From his examination he formed the opinion that she was pretty much disabled or stove up. She always complains of pain and tenderness about the shoulders and body and lower portion of her limbs, the small of her back and right knee. There was tenderness in those portions of the body when he examined her the last time on September 23rd. He gave her general sedatives and pain killing medicine. There were no operations. A fall such as she had would aggravate the arthritic condition of the back, hip, knee and neck, and in his opinion the fall did aggravate her condition, causing pain.

If the verdict was in any way influenced by passion or prejudice on the part of the jury, same must be arrived at as an inference from the amount of damages awarded. The defendant cites one case in support of his point of error, Galveston H. & S. A. R. Co. v. Brown, Tex.Civ.App., 181 S.W. 238, 240, Wr. Den. In that case *622 there was a judgment for the sum of $11,500.00. As a condition of affirmance the court of appeals required a remittitur of the sum of $4,000.00. The report of the case fails to show what the evidence was as to the nature and extent of plaintiff's injuries. We quote from the case: "The nineteenth assignment of error complains that the verdict is excessive, and we think it should be sustained. The evidence is very inconclusive as to the gravity and permanency of the injuries. Only one witness testified to a belief that the injuries are permanent, and he formed his opinion on the injuries from subjective, and not objective, symptoms. It is well recognized that subjective symptoms can be feigned.

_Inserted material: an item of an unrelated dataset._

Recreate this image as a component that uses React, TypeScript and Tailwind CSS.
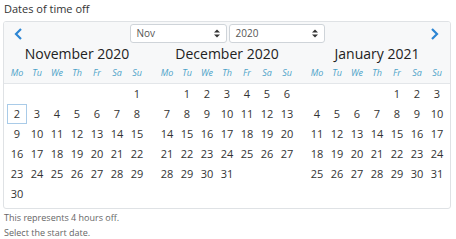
import React from "react";

const WD = ["Mo", "Tu", "We", "Th", "Fr", "Sa", "Su"];

function monthCells(offset: number, days: number) {
  const cells: (number | null)[] = [];
  for (let i = 0; i < offset; i++) cells.push(null);
  for (let d = 1; d <= days; d++) cells.push(d);
  while (cells.length < 42) cells.push(null);
  return cells;
}

const months = [
  { title: "November 2020", offset: 6, days: 30 },
  { title: "December 2020", offset: 1, days: 31 },
  { title: "January 2021", offset: 4, days: 31 },
];

function SortIcon() {
  return (
    <svg width="6" height="9" viewBox="0 0 6 9">
      <path d="M0 3.5 L3 0.5 L6 3.5 Z" fill="#333" />
      <path d="M0 5.5 L3 8.5 L6 5.5 Z" fill="#333" />
    </svg>
  );
}

function Select({ value, w }: { value: string; w: string }) {
  return (
    <div
      className={`${w} h-[19px] flex items-center justify-between pl-[6px] pr-[6px] bg-white border border-[#cfd4d9] rounded-[3px] text-[10px] text-[#555]`}
    >
      <span>{value}</span>
      <SortIcon />
    </div>
  );
}

export default function App() {
  return (
    <div
      className="w-[456px] h-[239px] bg-white text-[#333] pl-[3px]"
      style={{ fontFamily: '"Open Sans", "Noto Sans", sans-serif' }}
    >
      <div className="pt-[1px] pl-[1px] text-[11px] leading-[15px] h-[19px]">Dates of time off</div>
      <div className="mt-[2px] w-[448px] border border-[#dfe2e5] rounded-[3px] overflow-hidden">
        <div className="bg-[#f7f8f9] border-b border-[#e3e6e9] px-[3px]">
          <div className="relative h-[23px] pt-[2px] flex justify-center gap-[2px]">
            <div className="absolute left-[7px] top-[6px]">
              <svg width="9" height="12" viewBox="0 0 9 12">
                <path d="M7 1 L2 6 L7 11" stroke="#2d86d4" strokeWidth="2.2" fill="none" />
              </svg>
            </div>
            <Select value="Nov" w="w-[97px]" />
            <Select value="2020" w="w-[96px]" />
            <div className="absolute right-[8px] top-[6px]">
              <svg width="9" height="12" viewBox="0 0 9 12">
                <path d="M2 1 L7 6 L2 11" stroke="#2d86d4" strokeWidth="2.2" fill="none" />
              </svg>
            </div>
          </div>
          <div className="flex gap-[10px]">
            {months.map((m) => (
              <div key={m.title} className="w-[140px]">
                <div className="text-center text-[14px] leading-[18px] text-[#222]">{m.title}</div>
                <div className="grid grid-cols-7 h-[20px] items-center">
                  {WD.map((d) => (
                    <div key={d} className="text-center italic text-[9px] text-[#4aa2c8]">
                      {d}
                    </div>
                  ))}
                </div>
              </div>
            ))}
          </div>
        </div>
        <div className="flex gap-[10px] px-[3px] pb-[4px]">
          {months.map((m, mi) => (
            <div key={m.title} className="w-[140px] grid grid-cols-7">
              {monthCells(m.offset, m.days).map((d, i) => (
                <div
                  key={i}
                  className={`h-[20px] flex items-center justify-center text-[11px] ${
                    mi === 0 && d === 2 ? "border border-[#a9cbe8]" : ""
                  }`}
                >
                  {d ?? ""}
                </div>
              ))}
            </div>
          ))}
        </div>
      </div>
      <div className="pl-[1px] pt-[1px] text-[9px] leading-[15px] text-[#666]">
        <div>This represents 4 hours off.</div>
        <div>Select the start date.</div>
      </div>
    </div>
  );
}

The size of the verdict, under the facts, evidences prejudice upon the part of the jury."

Here an elderly woman afflicted with an arthritic condition was thrown to the ground with some violence. This caused an aggravation of her diseased condition. According to her testimony she had been free from pain before the accident; she constantly suffered pain after the accident. Dr. Breck testified she would probably suffer pain after the accident. She had been able to perform her household duties before the accident; she was unable to do so after the accident. True, these are subjective symptoms, but to determine whether her testimony was true or false was for the jury, and it is beyond the function of this court to pass upon her credibility.

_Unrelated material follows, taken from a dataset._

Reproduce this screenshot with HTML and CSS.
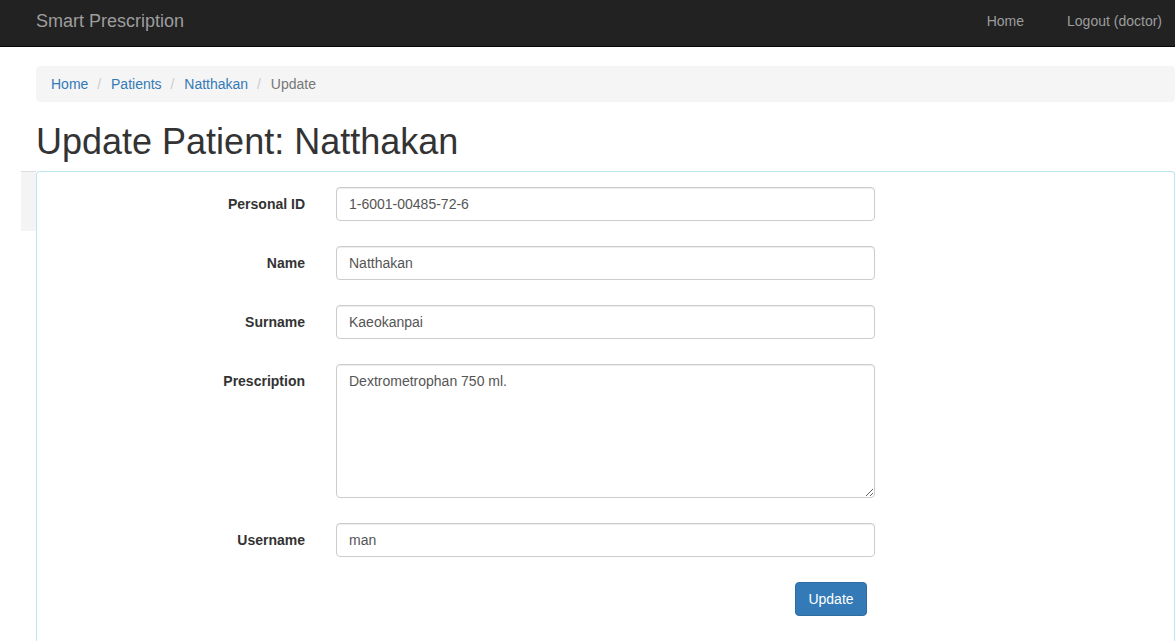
FILE: index.html
```html
<!DOCTYPE html>
<html>
<head>
<meta charset="utf-8">
<title>Update Patient</title>
<link rel="stylesheet" href="styles.css">
</head>
<body>
<nav class="navbar">
  <a class="brand" href="#">Smart Prescription</a>
  <div class="nav-links">
    <a href="#">Home</a>
    <a href="#">Logout (doctor)</a>
  </div>
</nav>
<div class="container">
  <ol class="breadcrumb">
    <li><a href="#">Home</a></li>
    <li><a href="#">Patients</a></li>
    <li><a href="#">Natthakan</a></li>
    <li class="active">Update</li>
  </ol>
  <h1 class="title">Update Patient: Natthakan</h1>
</div>
<div class="main">
  <div class="side"></div>
  <div class="panel">
    <form class="form">
      <label class="label">Personal ID</label>
      <input class="control" type="text" value="1-6001-00485-72-6">
      <label class="label">Name</label>
      <input class="control" type="text" value="Natthakan">
      <label class="label">Surname</label>
      <input class="control" type="text" value="Kaeokanpai">
      <label class="label">Prescription</label>
      <textarea class="control area">Dextrometrophan 750 ml.</textarea>
      <label class="label">Username</label>
      <input class="control" type="text" value="man">
      <span></span>
      <div class="actions"><button class="btn" type="button">Update</button></div>
    </form>
  </div>
</div>
</body>
</html>
```
FILE: styles.css
```css
* { box-sizing: border-box; }
html, body { margin: 0; padding: 0; }
body {
  font-family: "Liberation Sans", Arial, sans-serif;
  font-size: 14px;
  line-height: 20px;
  color: #333;
  background: #fff;
  width: 1175px;
  overflow: hidden;
}
a { text-decoration: none; }

.navbar {
  display: flex;
  align-items: flex-start;
  height: 47px;
  background: #222;
  border-bottom: 1px solid #080808;
  padding: 0 13px 0 36px;
}
.brand {
  color: #9d9d9d;
  font-size: 18px;
  line-height: 20px;
  padding-top: 11px;
}
.nav-links {
  margin-left: auto;
  display: flex;
  gap: 43px;
  padding-top: 11px;
}
.nav-links a { color: #9d9d9d; font-size: 14px; line-height: 20px; }

.container { padding-left: 36px; }

.breadcrumb {
  list-style: none;
  margin: 19px 0 20px;
  padding: 8px 15px;
  background: #f5f5f5;
  border-radius: 4px;
}
.breadcrumb li { display: inline-block; }
.breadcrumb li + li::before {
  content: "/\00a0";
  padding: 0 6px 0 5px;
  color: #ccc;
}
.breadcrumb a { color: #337ab7; }
.breadcrumb .active { color: #777; }

.title {
  margin: 0 0 9px;
  font-size: 36px;
  font-weight: 500;
  line-height: 1.1;
  color: #333;
}

.main {
  display: flex;
  align-items: flex-start;
  padding-left: 21px;
}
.side {
  width: 15px;
  height: 60px;
  background: #f4f4f4;
  border-top: 1px solid #ddd;
  flex: none;
}
.panel {
  flex: 1;
  height: 470px;
  border: 1px solid #bce8f1;
  border-bottom: none;
  border-radius: 4px 4px 0 0;
  padding-top: 15px;
}

.form {
  display: grid;
  grid-template-columns: 268px 539px;
  column-gap: 31px;
  row-gap: 25px;
  align-items: start;
}
.label {
  text-align: right;
  font-weight: bold;
  padding-top: 7px;
  line-height: 20px;
  color: #333;
}
.control {
  display: block;
  width: 539px;
  height: 34px;
  padding: 6px 12px;
  font-family: "Liberation Sans", Arial, sans-serif;
  font-size: 14px;
  line-height: 20px;
  color: #555;
  background: #fff;
  border: 1px solid #ccc;
  border-radius: 4px;
  box-shadow: inset 0 1px 1px rgba(0,0,0,.075);
  margin: 0;
}
.area { height: 134px; resize: vertical; }

.actions { display: flex; }
.btn {
  margin-left: 459px;
  width: 72px;
  height: 34px;
  padding: 6px 12px;
  font-family: "Liberation Sans", Arial, sans-serif;
  font-size: 14px;
  line-height: 20px;
  color: #fff;
  background: #337ab7;
  border: 1px solid #2e6da4;
  border-radius: 4px;
}
```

The Brown case was decided November 24, 1915. A long line of cases hold that in the determination of whether a judgment is excessive, consideration may be taken of the purchasing power of money at the time of its rendition. 13 Tex.Jur. p. 270, par. 154; Kimbriel Produce Co. v. Webster, Tex.Civ.App., 185 S.W.2d 198, (Wr. ref.) The amount of damages to be assessed in a personal injury action is ordinarily for the jury. Before an appellate court is warranted in interfering it should be manifest that the jury were inflamed by passion, prejudice, sympathy or some other improper motive. 13 Tex.Jur. p. 270-271, Sec. 155. The amount of the verdict without other proof does not establish bias or prejudice on the part of the jury. World Oil Co. v. Hicks, 129 Tex. 297, 103 S.W.2d 962; Scott v. Gardner, Tex.Civ.App., 159 S.W.2d 121 (Wr. Ref. W.M.).

No error appearing from the record, it is ordered that the judgment of the trial court be in all things affirmed.